As discussed in the article on algorithmic micro-financing, AI can reduce information asymmetries and barriers to entry that penalize small businesses.
Frequently Asked Questions
Can AI completely replace human compliance officers? No. It can automate repetitive tasks (regulatory monitoring, document analysis, reporting), but professional judgment, contextual interpretation, and managing legal gray areas require human expertise. AI is an effectiveness multiplier, not a substitute for the compliance function.
What are the main risks in using AI for compliance? Over-reliance on the algorithm (missing cases that require human intuition), bias that perpetuates discrimination, opacity that prevents explaining decisions to regulators, gaming of the system by sophisticated actors, vulnerability to manipulation of training data.
Can SMEs afford AI solutions for compliance? Increasingly yes. Cloud-based solutions lower entry costs, with accessible subscription models. Some freemium tools offer basic functionalities for free. The real cost is more change management than technology: it requires training, process adaptation, and a data-driven culture.
How to ensure that AI for compliance is itself compliant with regulations? Follow the requirements of the EU AI Regulation: risk assessment, technical documentation, testing for bias, human supervision, transparency on decision criteria, regular audits. Work with serious vendors who have certifications and a track record, don't improvise in-house solutions without expertise.
Does compliance automation increase or reduce overall regulatory risk? It depends on the implementation. Done well, it drastically reduces risks through continuous monitoring, early detection, and rapid response. Done poorly – blindly trusting an opaque algorithm, without supervision, with poor data – can create false security and increase hidden risks.
Towards Intelligent Compliance
Artificial intelligence is redefining what it means to be compliant. No longer a passive reaction to imposed obligations, but proactive management of regulatory risk as an integral part of corporate strategy.
The future is not one where algorithms control everything automatically. It's one where AI and human expertise complement each other: the algorithm processes volumes of data impossible for humans, humans provide ethical and contextual judgment impossible for algorithms.
However, cultural evolution is needed alongside technological evolution.
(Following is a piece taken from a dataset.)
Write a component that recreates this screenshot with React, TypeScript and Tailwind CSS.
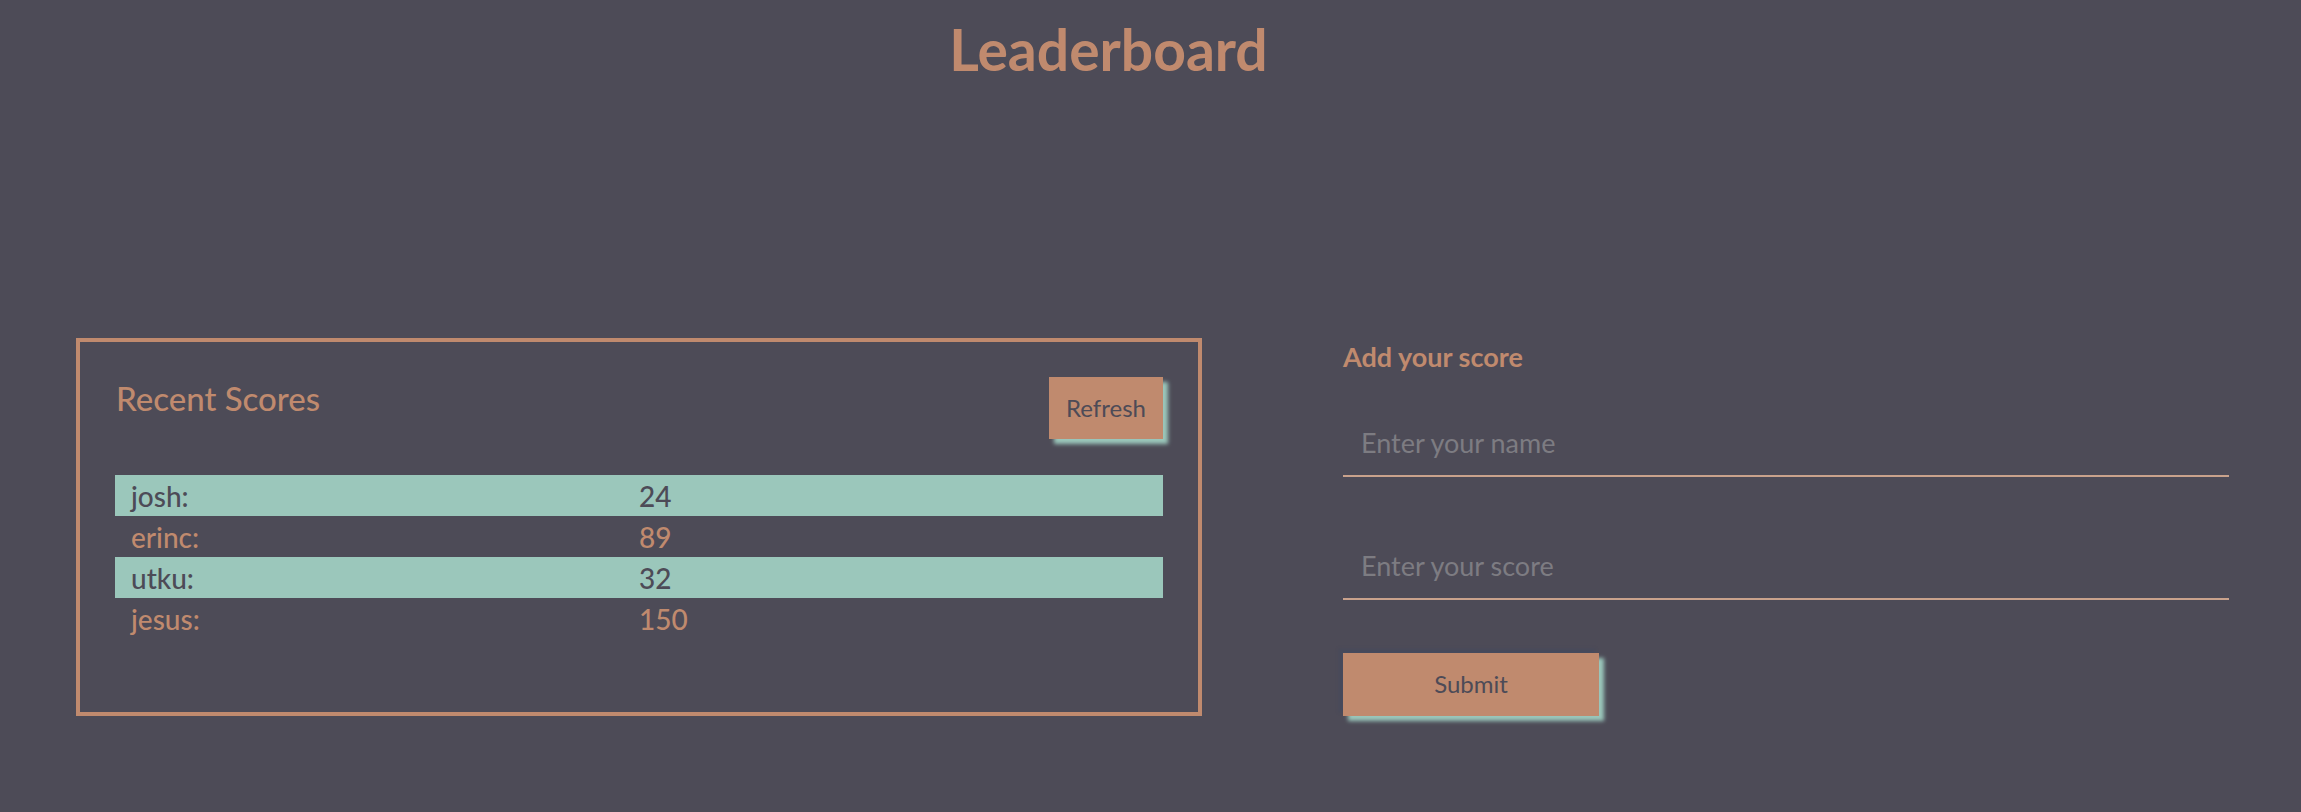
const scores = [
  { name: "josh", score: 24 },
  { name: "erinc", score: 89 },
  { name: "utku", score: 32 },
  { name: "jesus", score: 150 },
];

export default function App() {
  return (
    <div className="min-h-[812px] w-full bg-[#4d4b57] font-['Lato','Liberation_Sans',sans-serif] text-[#c08a6e]">
      <header className="flex justify-center pr-[84px] pt-[15px]">
        <h1 className="text-[57px] font-bold leading-[1.2]">Leaderboard</h1>
      </header>

      <main className="mt-[255px] flex items-start pl-[76px]">
        {/* recent scores */}
        <section className="h-[378px] w-[1126px] border-[4px] border-[#c08a6e] px-[35px] pt-[35px]">
          <div className="flex items-start justify-between">
            <h2 className="ml-[1px] mt-[2px] text-[33px] font-medium leading-[1.2]">Recent Scores</h2>
            <button className="h-[62px] w-[114px] bg-[#c08a6e] text-[24px] text-[#4d4b57] shadow-[5px_5px_4px_#9bc7bb]">
              Refresh
            </button>
          </div>
          <ul className="mt-[36px]">
            {scores.map((s, i) => (
              <li
                key={s.name}
                className={`grid h-[41px] grid-cols-[508px_1fr] items-center pl-[16px] text-[28px] font-medium ${
                  i % 2 === 0 ? "bg-[#9bc7bb] text-[#4d4b57]" : "text-[#c08a6e]"
                }`}
              >
                <span>{s.name}:</span>
                <span>{s.score}</span>
              </li>
            ))}
          </ul>
        </section>

        {/* add score form */}
        <section className="ml-[141px] w-[886px] pt-[3px]">
          <h3 className="text-[27px] font-bold leading-[1.2]">Add your score</h3>
          <input
            placeholder="Enter your name"
            className="mt-[36px] block h-[67px] w-full border-b-[2px] border-[#c9a28c] bg-transparent pl-[18px] text-[27px] text-[#c08a6e] outline-none placeholder:text-[#7d7c82]"
          />
          <input
            placeholder="Enter your score"
            className="mt-[56px] block h-[67px] w-full border-b-[2px] border-[#c9a28c] bg-transparent pl-[18px] text-[27px] text-[#c08a6e] outline-none placeholder:text-[#7d7c82]"
          />
          <button className="mt-[53px] h-[63px] w-[256px] bg-[#c08a6e] text-[24px] text-[#4d4b57] shadow-[-4px_-4px_3px_#474a5c,5px_5px_4px_#9bc7bb]">
            Submit
          </button>
        </section>
      </main>
    </div>
  );
}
The compliance function must become tech-savvy, understanding the potential and limits of AI. And business leadership must understand that investing in intelligent compliance is not a cost but a protection of value and an enabler of growth.
Companies that master this transition first will have a significant competitive advantage. Not only avoiding sanctions but operating with agility and confidence in an increasingly complex regulatory environment.
The alternative? Remaining buried under mountains of regulations growing faster than human teams can manage, suffering costly violations, and losing opportunities due to slowness in adaptation.
Algorithmic compliance is already here. The question is not whether to adopt it, but how to do so responsibly, balancing automation with human supervision, efficiency with transparency, innovation with ethical principles.
The regulator of the future won't just ask "are you compliant?" but also "how do you ensure that your AI systems for compliance are reliable, transparent, non-discriminatory?" Those prepared for this meta-question will have successfully navigated the transition to intelligent compliance.